GIVEN INSTRUCTION | In the lines below, output everything from the first line through the line containing "h-[29px] rounded-[4px] border" exactly as it is. Pictures are not part of the output.

DATA EXCERPT |
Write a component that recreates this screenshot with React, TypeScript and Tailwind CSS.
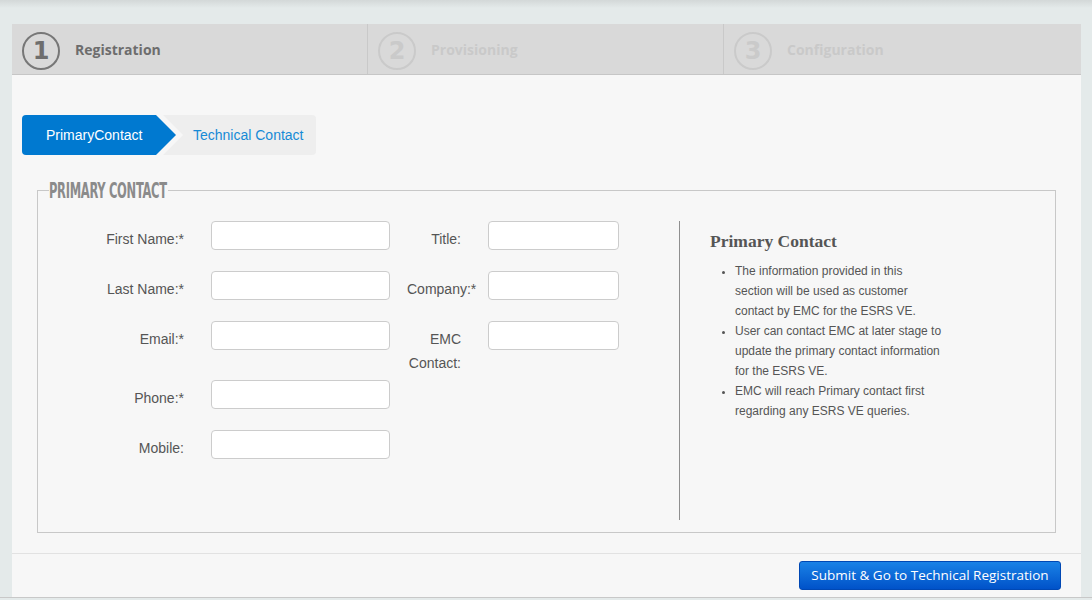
import React from "react";

const sans = "font-['Liberation_Sans',Arial,sans-serif]";

const steps = [
  { n: "1", label: "Registration", active: true },
  { n: "2", label: "Provisioning", active: false },
  { n: "3", label: "Configuration", active: false },
];

const leftRows = [
  { label: "First Name:*", right: { label: "Title:" } },
  { label: "Last Name:*", right: { label: "Company:*" } },
  { label: "Email:*", right: { label: "EMC Contact:" } },
  { label: "Phone:*", right: null },
  { label: "Mobile:", right: null },
];

const inputClass =
  "block h-[29px] rounded-[4px] border border-[#cccccc] bg-white px-2 text-sm outline-none";

function StepBar() {
  return (
    <div className="grid h-[51px] grid-cols-[355px_356px_1fr] border-b border-[#c6c6c6] bg-[#d9d9d9]">
      {steps.map((s, i) => (
        <div
          key={s.n}
          className={`flex items-center pl-[10px] ${i > 0 ? "border-l border-[#c9c9c9]" : ""}`}
        >
          <div
            className={`mt-[3px] flex h-[38px] w-[38px] items-center justify-center rounded-full border-2 font-['DejaVu_Sans',sans-serif] text-[24px] font-bold leading-none ${
              s.active ? "border-[#777777] text-[#6e6e6e]" : "border-[#cacaca] text-[#cacaca]"
            }`}
          >
            {s.n}
          </div>
          <span
            className={`ml-[15px] mt-[1px] font-['Open_Sans',sans-serif] text-sm font-bold ${
              s.active ? "text-[#6d6d6d]" : "text-[#c9c9c9]"
            }`}
          >
            {s.label}
          </span>
        </div>
      ))}
    </div>
  );
}

function SubTabs() {
  return (
    <div className={`flex h-10 pl-[10px] ${sans} text-sm`}>
      <div className="relative z-10 flex h-10 w-[154px] items-center rounded-l-[4px] bg-[#0079d0] pl-[24px] text-white [clip-path:polygon(0_0,134px_0,154px_50%,134px_100%,0_100%)]">
        PrimaryContact
      </div>
      <div className="-ml-[13px] flex h-10 w-[153px] items-center rounded-r-[4px] bg-[#eeeeee] pl-[30px] text-[#168ad6] [clip-path:polygon(0_0,100%_0,100%_100%,0_100%,20px_50%)]">
        Technical Contact
      </div>
    </div>
  );
}

function ContactForm() {
  return (
    <div className={`grid w-[630px] grid-cols-[162px_179px_17px_81px_131px] content-start ${sans} text-sm text-[#555555]`}>
      {leftRows.map((row) => (
        <React.Fragment key={row.label}>
          <div className="pr-[27px] pt-[6px] pb-[5px] text-right leading-6">{row.label}</div>
          <div className="pb-[21px]">
            <input className={`${inputClass} w-[179px]`} />
          </div>
          <div />
          {row.right ? (
            <>
              <div className="w-[54px] pt-[6px] pb-[5px] text-right leading-6">{row.right.label}</div>
              <div className="pb-[21px]">
                <input className={`${inputClass} w-[131px]`} />
              </div>
            </>
          ) : (
            <>
              <div />
              <div />
            </>
          )}
        </React.Fragment>
      ))}
    </div>
  );
}

function InfoPanel() {
  return (
    <div className="pl-[30px] text-[#555555]">
      <h3 className="mt-[8px] font-['Liberation_Serif',serif] text-[17.5px] font-bold leading-6">
        Primary Contact
      </h3>
      <ul className={`mt-[8px] w-[232px] list-disc pl-[25px] ${sans} text-xs leading-5 marker:text-[11px]`}>
        <li>The information provided in this section will be used as customer contact by EMC for the ESRS VE.</li>
        <li>User can contact EMC at later stage to update the primary contact information for the ESRS VE.</li>
        <li>EMC will reach Primary contact first regarding any ESRS VE queries.</li>
      </ul>
    </div>
  );
}

export default function App() {
  return (
    <div className="min-h-[600px] bg-[#e4eaea] bg-[linear-gradient(#d3d8d8,#e4eaea_8px,#e4eaea)] pt-[24px]">
      <div className="ml-[12px] w-[1069px] bg-[#f7f7f7]">
        <StepBar />
        <div className="pt-[40px]">
          <SubTabs />
        </div>
        <fieldset className="mx-[25px] mt-[25px] border border-[#c8c8c8] px-[11px] pb-[12px]">
          <legend className="h-5 w-[119px] overflow-visible whitespace-nowrap">
            <span className="inline-block origin-left scale-x-[0.58] font-['DejaVu_Sans_Condensed','DejaVu_Sans',sans-serif] text-[22px] font-bold leading-5 tracking-[-0.5px] text-[#8b8b8b]">
              PRIMARY CONTACT
            </span>
          </legend>
          <div className="flex h-[320px] pt-[21px]">
            <ContactForm />
            <div className="border-l border-[#8f8f8f]">
              <InfoPanel />
            </div>
          </div>
        </fieldset>
        <div className="mt-[20px] flex justify-end border-t border-[#e2e2e2] pr-[20px] pt-[7px] pb-[7px]">
          <button className="h-[29px] w-[262px] rounded-[3px] border border-[#0048b4] bg-[linear-gradient(#1a82e6,#0052c9)] font-['Open_Sans',sans-serif] text-[13.5px] text-white">
            Submit &amp; Go to Technical Registration
          </button>
        </div>
      </div>
      <div className="h-px bg-[#c8c8c8]" />
    </div>
  );
}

FINISHED EXERCISE |
Write a component that recreates this screenshot with React, TypeScript and Tailwind CSS.
import React from "react";

const sans = "font-['Liberation_Sans',Arial,sans-serif]";

const steps = [
  { n: "1", label: "Registration", active: true },
  { n: "2", label: "Provisioning", active: false },
  { n: "3", label: "Configuration", active: false },
];

const leftRows = [
  { label: "First Name:*", right: { label: "Title:" } },
  { label: "Last Name:*", right: { label: "Company:*" } },
  { label: "Email:*", right: { label: "EMC Contact:" } },
  { label: "Phone:*", right: null },
  { label: "Mobile:", right: null },
];

const inputClass =
  "block h-[29px] rounded-[4px] border border-[#cccccc] bg-white px-2 text-sm outline-none";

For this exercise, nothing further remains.